== Instruction ==
Copy everything in the data below exactly except the pictures.

== Information supplied ==
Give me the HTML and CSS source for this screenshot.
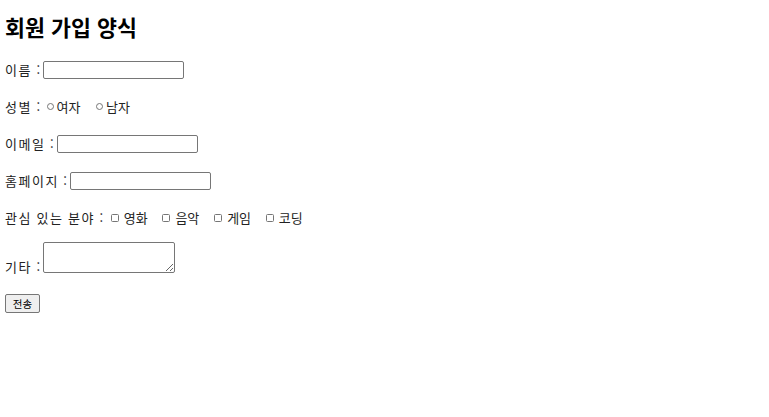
FILE: index.html
```html
<!DOCTYPE html>
<html lang="ko">
<head>
<meta charset="utf-8">
<title>회원 가입 양식</title>
<link rel="stylesheet" href="styles.css">
</head>
<body>
<h1 class="title">회원 가입 양식</h1>
<form class="form">
  <div class="row">
    <span class="lbl">이름</span><span class="colon">:</span>
    <input class="text" type="text">
  </div>
  <div class="row row-radio">
    <span class="lbl">성별</span><span class="colon">:</span>
    <span class="opt radio-opt"><span class="radio"></span>여자</span>
    <span class="opt radio-opt"><span class="radio"></span>남자</span>
  </div>
  <div class="row">
    <span class="lbl">이메일</span><span class="colon">:</span>
    <input class="text" type="text">
  </div>
  <div class="row">
    <span class="lbl">홈페이지</span><span class="colon">:</span>
    <input class="text" type="text">
  </div>
  <div class="row row-check">
    <span class="lbl">관심 있는 분야</span><span class="colon">:</span>
    <span class="opt check-opt"><span class="check"></span>영화</span>
    <span class="opt check-opt"><span class="check"></span>음악</span>
    <span class="opt check-opt"><span class="check"></span>게임</span>
    <span class="opt check-opt"><span class="check"></span>코딩</span>
  </div>
  <div class="row row-area">
    <span class="lbl area-lbl">기타</span><span class="colon area-lbl">:</span>
    <textarea class="area"></textarea>
  </div>
  <div class="row row-btn">
    <button class="btn" type="button">전송</button>
  </div>
</form>
</body>
</html>
```
FILE: styles.css
```css
html, body {
  background: #fff;
}
body {
  margin: 5px;
  font-family: "Noto Sans CJK KR", "Noto Sans", sans-serif;
  font-size: 13px;
  color: #222;
}
.title {
  font-size: 21.7px;
  line-height: 28px;
  font-weight: bold;
  color: #000;
  margin: 7.5px 0 0;
}
.form {
  margin: 20px 0 0;
  display: flex;
  flex-direction: column;
  align-items: flex-start;
}
.row {
  display: flex;
  align-items: center;
  height: 18px;
  margin-top: 19px;
  white-space: nowrap;
}
.form .row:first-child {
  margin-top: 0;
}
.lbl {
  letter-spacing: 1.5px;
  word-spacing: -0.5px;
}
.colon {
  margin-left: 4.5px;
  margin-right: 3px;
}
.text {
  box-sizing: border-box;
  width: 141px;
  height: 18px;
  margin: 0;
  padding: 1px 2px;
  border: 1px solid #767676;
  border-radius: 2px;
  background: #fff;
  font: inherit;
}
.opt {
  display: flex;
  align-items: center;
}
.row-radio .colon {
  margin-right: 7px;
}
.radio-opt + .radio-opt {
  margin-left: 16px;
}
.radio {
  box-sizing: border-box;
  width: 7px;
  height: 7px;
  border: 1px solid #767676;
  border-radius: 50%;
  margin-right: 2.5px;
}
.row-check .colon {
  margin-right: 7.5px;
}
.check-opt + .check-opt {
  margin-left: 14.8px;
}
.check {
  box-sizing: border-box;
  width: 8px;
  height: 8px;
  border: 1px solid #767676;
  border-radius: 1.5px;
  margin-right: 5px;
}
.row-area {
  height: 31px;
  margin-top: 15.8px;
  align-items: flex-end;
}
.area-lbl {
  margin-bottom: -3px;
}
.area {
  box-sizing: border-box;
  width: 132px;
  height: 31px;
  margin: 0;
  border: 1px solid #767676;
  border-radius: 2px;
  font: inherit;
  resize: both;
}
.row-btn {
  height: 19px;
  margin-top: 21px;
}
.btn {
  box-sizing: border-box;
  height: 19px;
  width: 35px;
  margin: 0;
  padding: 0;
  border: 1px solid #767676;
  border-radius: 2px;
  background: #efefef;
  font-family: inherit;
  font-size: 10.5px;
  color: #000;
}
```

== Result below ==
Give me the HTML and CSS source for this screenshot.
FILE: index.html
```html
<!DOCTYPE html>
<html lang="ko">
<head>
<meta charset="utf-8">
<title>회원 가입 양식</title>
<link rel="stylesheet" href="styles.css">
</head>
<body>
<h1 class="title">회원 가입 양식</h1>
<form class="form">
  <div class="row">
    <span class="lbl">이름</span><span class="colon">:</span>
    <input class="text" type="text">
  </div>
  <div class="row row-radio">
    <span class="lbl">성별</span><span class="colon">:</span>
    <span class="opt radio-opt"><span class="radio"></span>여자</span>
    <span class="opt radio-opt"><span class="radio"></span>남자</span>
  </div>
  <div class="row">
    <span class="lbl">이메일</span><span class="colon">:</span>
    <input class="text" type="text">
  </div>
  <div class="row">
    <span class="lbl">홈페이지</span><span class="colon">:</span>
    <input class="text" type="text">
  </div>
  <div class="row row-check">
    <span class="lbl">관심 있는 분야</span><span class="colon">:</span>
    <span class="opt check-opt"><span class="check"></span>영화</span>
    <span class="opt check-opt"><span class="check"></span>음악</span>
    <span class="opt check-opt"><span class="check"></span>게임</span>
    <span class="opt check-opt"><span class="check"></span>코딩</span>
  </div>
  <div class="row row-area">
    <span class="lbl area-lbl">기타</span><span class="colon area-lbl">:</span>
    <textarea class="area"></textarea>
  </div>
  <div class="row row-btn">
    <button class="btn" type="button">전송</button>
  </div>
</form>
</body>
</html>
```
FILE: styles.css
```css
html, body {
  background: #fff;
}
body {
  margin: 5px;
  font-family: "Noto Sans CJK KR", "Noto Sans", sans-serif;
  font-size: 13px;
  color: #222;
}
.title {
  font-size: 21.7px;
  line-height: 28px;
  font-weight: bold;
  color: #000;
  margin: 7.5px 0 0;
}
.form {
  margin: 20px 0 0;
  display: flex;
  flex-direction: column;
  align-items: flex-start;
}
.row {
  display: flex;
  align-items: center;
  height: 18px;
  margin-top: 19px;
  white-space: nowrap;
}
.form .row:first-child {
  margin-top: 0;
}
.lbl {
  letter-spacing: 1.5px;
  word-spacing: -0.5px;
}
.colon {
  margin-left: 4.5px;
  margin-right: 3px;
}
.text {
  box-sizing: border-box;
  width: 141px;
  height: 18px;
  margin: 0;
  padding: 1px 2px;
  border: 1px solid #767676;
  border-radius: 2px;
  background: #fff;
  font: inherit;
}
.opt {
  display: flex;
  align-items: center;
}
.row-radio .colon {
  margin-right: 7px;
}
.radio-opt + .radio-opt {
  margin-left: 16px;
}
.radio {
  box-sizing: border-box;
  width: 7px;
  height: 7px;
  border: 1px solid #767676;
  border-radius: 50%;
  margin-right: 2.5px;
}
.row-check .colon {
  margin-right: 7.5px;
}
.check-opt + .check-opt {
  margin-left: 14.8px;
}
.check {
  box-sizing: border-box;
  width: 8px;
  height: 8px;
  border: 1px solid #767676;
  border-radius: 1.5px;
  margin-right: 5px;
}
.row-area {
  height: 31px;
  margin-top: 15.8px;
  align-items: flex-end;
}
.area-lbl {
  margin-bottom: -3px;
}
.area {
  box-sizing: border-box;
  width: 132px;
  height: 31px;
  margin: 0;
  border: 1px solid #767676;
  border-radius: 2px;
  font: inherit;
  resize: both;
}
.row-btn {
  height: 19px;
  margin-top: 21px;
}
.btn {
  box-sizing: border-box;
  height: 19px;
  width: 35px;
  margin: 0;
  padding: 0;
  border: 1px solid #767676;
  border-radius: 2px;
  background: #efefef;
  font-family: inherit;
  font-size: 10.5px;
  color: #000;
}
```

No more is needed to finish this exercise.